# WORK INSTRUCTIONS
Retype the opening lines of the listing below, ending with the line that contains "1152q0 159-112.5 271.5t-271.5", and leave out any pictures.

________________________

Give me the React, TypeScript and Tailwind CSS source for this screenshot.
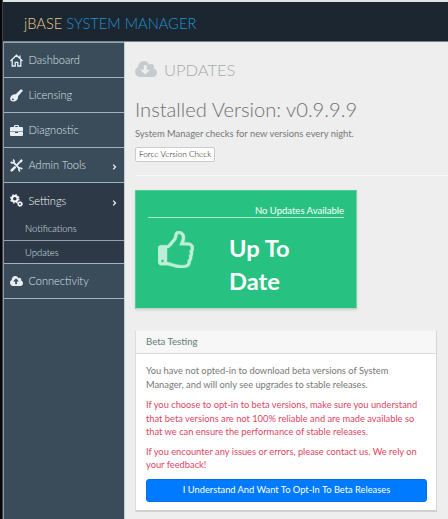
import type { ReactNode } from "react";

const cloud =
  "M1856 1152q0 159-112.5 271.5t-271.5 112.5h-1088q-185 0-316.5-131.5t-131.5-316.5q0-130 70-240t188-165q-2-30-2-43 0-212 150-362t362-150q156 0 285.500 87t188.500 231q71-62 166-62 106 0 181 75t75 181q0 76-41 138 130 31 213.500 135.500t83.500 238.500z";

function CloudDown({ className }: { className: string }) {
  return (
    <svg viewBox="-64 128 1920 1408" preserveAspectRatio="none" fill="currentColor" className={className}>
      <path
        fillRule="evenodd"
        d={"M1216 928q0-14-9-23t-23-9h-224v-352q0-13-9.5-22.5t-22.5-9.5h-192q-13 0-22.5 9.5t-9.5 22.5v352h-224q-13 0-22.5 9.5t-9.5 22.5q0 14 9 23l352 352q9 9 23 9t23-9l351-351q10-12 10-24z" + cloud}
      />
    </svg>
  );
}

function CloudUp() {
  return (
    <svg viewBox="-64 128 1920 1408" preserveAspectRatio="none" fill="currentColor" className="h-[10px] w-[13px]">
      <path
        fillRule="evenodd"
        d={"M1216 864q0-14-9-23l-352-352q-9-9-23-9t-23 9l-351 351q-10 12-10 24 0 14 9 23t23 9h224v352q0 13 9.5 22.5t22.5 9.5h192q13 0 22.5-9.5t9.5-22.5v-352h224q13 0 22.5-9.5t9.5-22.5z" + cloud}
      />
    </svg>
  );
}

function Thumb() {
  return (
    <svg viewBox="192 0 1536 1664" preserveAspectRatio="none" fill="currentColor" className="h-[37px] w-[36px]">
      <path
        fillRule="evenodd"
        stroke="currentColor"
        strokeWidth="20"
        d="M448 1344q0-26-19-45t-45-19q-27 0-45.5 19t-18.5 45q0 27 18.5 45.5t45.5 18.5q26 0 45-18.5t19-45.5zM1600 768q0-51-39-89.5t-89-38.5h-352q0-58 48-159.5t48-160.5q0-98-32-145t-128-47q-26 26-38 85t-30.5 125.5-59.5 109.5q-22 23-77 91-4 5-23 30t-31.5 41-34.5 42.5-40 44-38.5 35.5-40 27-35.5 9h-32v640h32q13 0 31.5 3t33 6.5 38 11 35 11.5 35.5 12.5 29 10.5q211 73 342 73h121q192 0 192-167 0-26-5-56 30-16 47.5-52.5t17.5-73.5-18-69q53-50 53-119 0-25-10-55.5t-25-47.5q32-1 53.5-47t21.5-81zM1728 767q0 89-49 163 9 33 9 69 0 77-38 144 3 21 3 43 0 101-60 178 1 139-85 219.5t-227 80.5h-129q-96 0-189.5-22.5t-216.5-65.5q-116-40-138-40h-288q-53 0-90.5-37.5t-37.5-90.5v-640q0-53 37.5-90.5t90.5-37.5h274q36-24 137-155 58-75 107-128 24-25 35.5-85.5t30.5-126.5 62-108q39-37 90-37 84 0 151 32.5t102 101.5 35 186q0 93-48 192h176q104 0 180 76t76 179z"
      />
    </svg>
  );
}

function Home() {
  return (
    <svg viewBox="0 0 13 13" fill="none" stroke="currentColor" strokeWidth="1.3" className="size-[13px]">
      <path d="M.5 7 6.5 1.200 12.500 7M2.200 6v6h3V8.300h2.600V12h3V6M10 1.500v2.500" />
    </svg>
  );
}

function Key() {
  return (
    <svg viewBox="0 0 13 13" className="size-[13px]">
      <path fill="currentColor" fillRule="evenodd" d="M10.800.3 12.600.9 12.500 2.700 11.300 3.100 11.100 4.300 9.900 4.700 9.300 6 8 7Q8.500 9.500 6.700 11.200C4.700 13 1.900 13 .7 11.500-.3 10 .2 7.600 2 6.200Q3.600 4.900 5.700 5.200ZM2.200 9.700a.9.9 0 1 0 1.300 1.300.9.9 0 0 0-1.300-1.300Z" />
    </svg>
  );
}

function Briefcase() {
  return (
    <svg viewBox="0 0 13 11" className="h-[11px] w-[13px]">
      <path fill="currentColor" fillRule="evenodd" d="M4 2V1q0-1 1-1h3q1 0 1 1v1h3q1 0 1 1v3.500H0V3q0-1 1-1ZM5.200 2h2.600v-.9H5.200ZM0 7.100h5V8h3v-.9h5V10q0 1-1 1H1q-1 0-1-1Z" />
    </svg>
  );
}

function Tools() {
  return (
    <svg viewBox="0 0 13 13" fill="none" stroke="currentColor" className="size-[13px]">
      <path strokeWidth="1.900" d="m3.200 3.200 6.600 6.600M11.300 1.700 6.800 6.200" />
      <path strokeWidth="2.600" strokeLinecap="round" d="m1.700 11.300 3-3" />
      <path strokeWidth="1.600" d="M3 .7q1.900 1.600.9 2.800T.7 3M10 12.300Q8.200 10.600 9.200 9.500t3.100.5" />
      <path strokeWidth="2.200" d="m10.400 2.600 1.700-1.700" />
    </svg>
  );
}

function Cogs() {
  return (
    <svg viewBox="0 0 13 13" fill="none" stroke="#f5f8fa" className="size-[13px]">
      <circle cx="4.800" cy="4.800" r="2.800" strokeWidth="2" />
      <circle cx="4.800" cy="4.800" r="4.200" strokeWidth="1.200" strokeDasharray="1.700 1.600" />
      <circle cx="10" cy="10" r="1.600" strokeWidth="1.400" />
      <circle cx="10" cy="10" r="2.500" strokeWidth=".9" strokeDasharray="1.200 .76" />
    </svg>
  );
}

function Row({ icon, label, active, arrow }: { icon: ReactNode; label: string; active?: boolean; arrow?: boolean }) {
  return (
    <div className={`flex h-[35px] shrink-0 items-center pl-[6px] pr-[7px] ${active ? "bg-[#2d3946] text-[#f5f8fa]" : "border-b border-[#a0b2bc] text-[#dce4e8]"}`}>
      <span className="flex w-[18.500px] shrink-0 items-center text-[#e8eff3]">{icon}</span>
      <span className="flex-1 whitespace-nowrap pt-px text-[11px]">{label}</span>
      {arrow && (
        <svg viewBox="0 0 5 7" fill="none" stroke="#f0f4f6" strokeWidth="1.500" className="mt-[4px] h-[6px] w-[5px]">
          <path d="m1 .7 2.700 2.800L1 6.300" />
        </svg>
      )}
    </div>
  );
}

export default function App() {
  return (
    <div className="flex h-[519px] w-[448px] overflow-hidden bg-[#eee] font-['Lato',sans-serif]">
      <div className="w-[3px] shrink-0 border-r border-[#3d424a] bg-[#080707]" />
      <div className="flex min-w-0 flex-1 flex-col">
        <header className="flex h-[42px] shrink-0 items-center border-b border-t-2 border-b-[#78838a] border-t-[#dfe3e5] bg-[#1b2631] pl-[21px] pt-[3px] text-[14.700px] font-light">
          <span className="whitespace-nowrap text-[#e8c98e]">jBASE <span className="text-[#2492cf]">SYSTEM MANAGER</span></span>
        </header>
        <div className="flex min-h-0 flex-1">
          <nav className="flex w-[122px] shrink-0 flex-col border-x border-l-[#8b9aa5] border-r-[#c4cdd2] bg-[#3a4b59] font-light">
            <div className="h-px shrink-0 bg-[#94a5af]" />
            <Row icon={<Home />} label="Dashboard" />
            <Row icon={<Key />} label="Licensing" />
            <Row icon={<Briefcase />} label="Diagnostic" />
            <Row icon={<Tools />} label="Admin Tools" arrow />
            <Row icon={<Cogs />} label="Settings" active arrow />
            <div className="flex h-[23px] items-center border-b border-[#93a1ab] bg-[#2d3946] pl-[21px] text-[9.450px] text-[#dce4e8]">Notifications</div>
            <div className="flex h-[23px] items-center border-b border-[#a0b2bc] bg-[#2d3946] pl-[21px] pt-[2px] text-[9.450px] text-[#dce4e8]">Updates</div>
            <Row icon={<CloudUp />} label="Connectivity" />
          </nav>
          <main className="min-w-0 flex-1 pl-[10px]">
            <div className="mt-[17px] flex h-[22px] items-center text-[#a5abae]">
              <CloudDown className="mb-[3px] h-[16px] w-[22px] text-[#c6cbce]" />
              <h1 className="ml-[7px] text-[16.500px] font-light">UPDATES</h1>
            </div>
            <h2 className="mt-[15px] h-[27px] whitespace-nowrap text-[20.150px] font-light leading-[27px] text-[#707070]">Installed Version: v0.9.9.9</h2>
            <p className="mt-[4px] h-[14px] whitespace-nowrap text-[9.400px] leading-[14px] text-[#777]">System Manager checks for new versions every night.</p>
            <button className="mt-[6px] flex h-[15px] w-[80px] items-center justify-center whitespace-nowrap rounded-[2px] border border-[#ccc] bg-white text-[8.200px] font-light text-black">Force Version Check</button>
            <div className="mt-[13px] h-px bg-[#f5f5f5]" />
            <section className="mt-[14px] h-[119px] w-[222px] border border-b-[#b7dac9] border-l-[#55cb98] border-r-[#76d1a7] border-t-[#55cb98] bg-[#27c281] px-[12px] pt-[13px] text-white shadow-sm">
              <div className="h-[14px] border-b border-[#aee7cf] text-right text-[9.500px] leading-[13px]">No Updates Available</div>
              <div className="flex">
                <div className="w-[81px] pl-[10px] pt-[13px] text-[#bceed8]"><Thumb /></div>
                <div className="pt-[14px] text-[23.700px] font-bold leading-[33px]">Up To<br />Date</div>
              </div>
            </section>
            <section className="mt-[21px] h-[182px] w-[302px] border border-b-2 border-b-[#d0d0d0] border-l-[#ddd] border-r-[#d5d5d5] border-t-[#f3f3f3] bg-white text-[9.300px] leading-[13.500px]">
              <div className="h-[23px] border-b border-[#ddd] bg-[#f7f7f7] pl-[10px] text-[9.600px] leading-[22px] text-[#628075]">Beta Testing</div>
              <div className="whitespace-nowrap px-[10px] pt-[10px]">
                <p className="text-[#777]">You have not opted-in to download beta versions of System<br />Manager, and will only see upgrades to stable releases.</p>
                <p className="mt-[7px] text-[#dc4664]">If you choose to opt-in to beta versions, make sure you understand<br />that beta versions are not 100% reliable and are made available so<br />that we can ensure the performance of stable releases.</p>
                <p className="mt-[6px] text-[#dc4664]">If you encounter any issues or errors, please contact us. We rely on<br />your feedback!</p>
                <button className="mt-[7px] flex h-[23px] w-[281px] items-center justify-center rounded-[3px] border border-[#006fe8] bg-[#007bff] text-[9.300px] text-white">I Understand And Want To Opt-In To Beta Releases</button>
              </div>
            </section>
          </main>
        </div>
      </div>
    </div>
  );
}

________________________

# THE RESPONSE
Give me the React, TypeScript and Tailwind CSS source for this screenshot.
import type { ReactNode } from "react";

const cloud =
  "M1856 1152q0 159-112.5 271.5t-271.5 112.5h-1088q-185 0-316.5-131.5t-131.5-316.5q0-130 70-240t188-165q-2-30-2-43 0-212 150-362t362-150q156 0 285.500 87t188.500 231q71-62 166-62 106 0 181 75t75 181q0 76-41 138 130 31 213.500 135.500t83.500 238.500z";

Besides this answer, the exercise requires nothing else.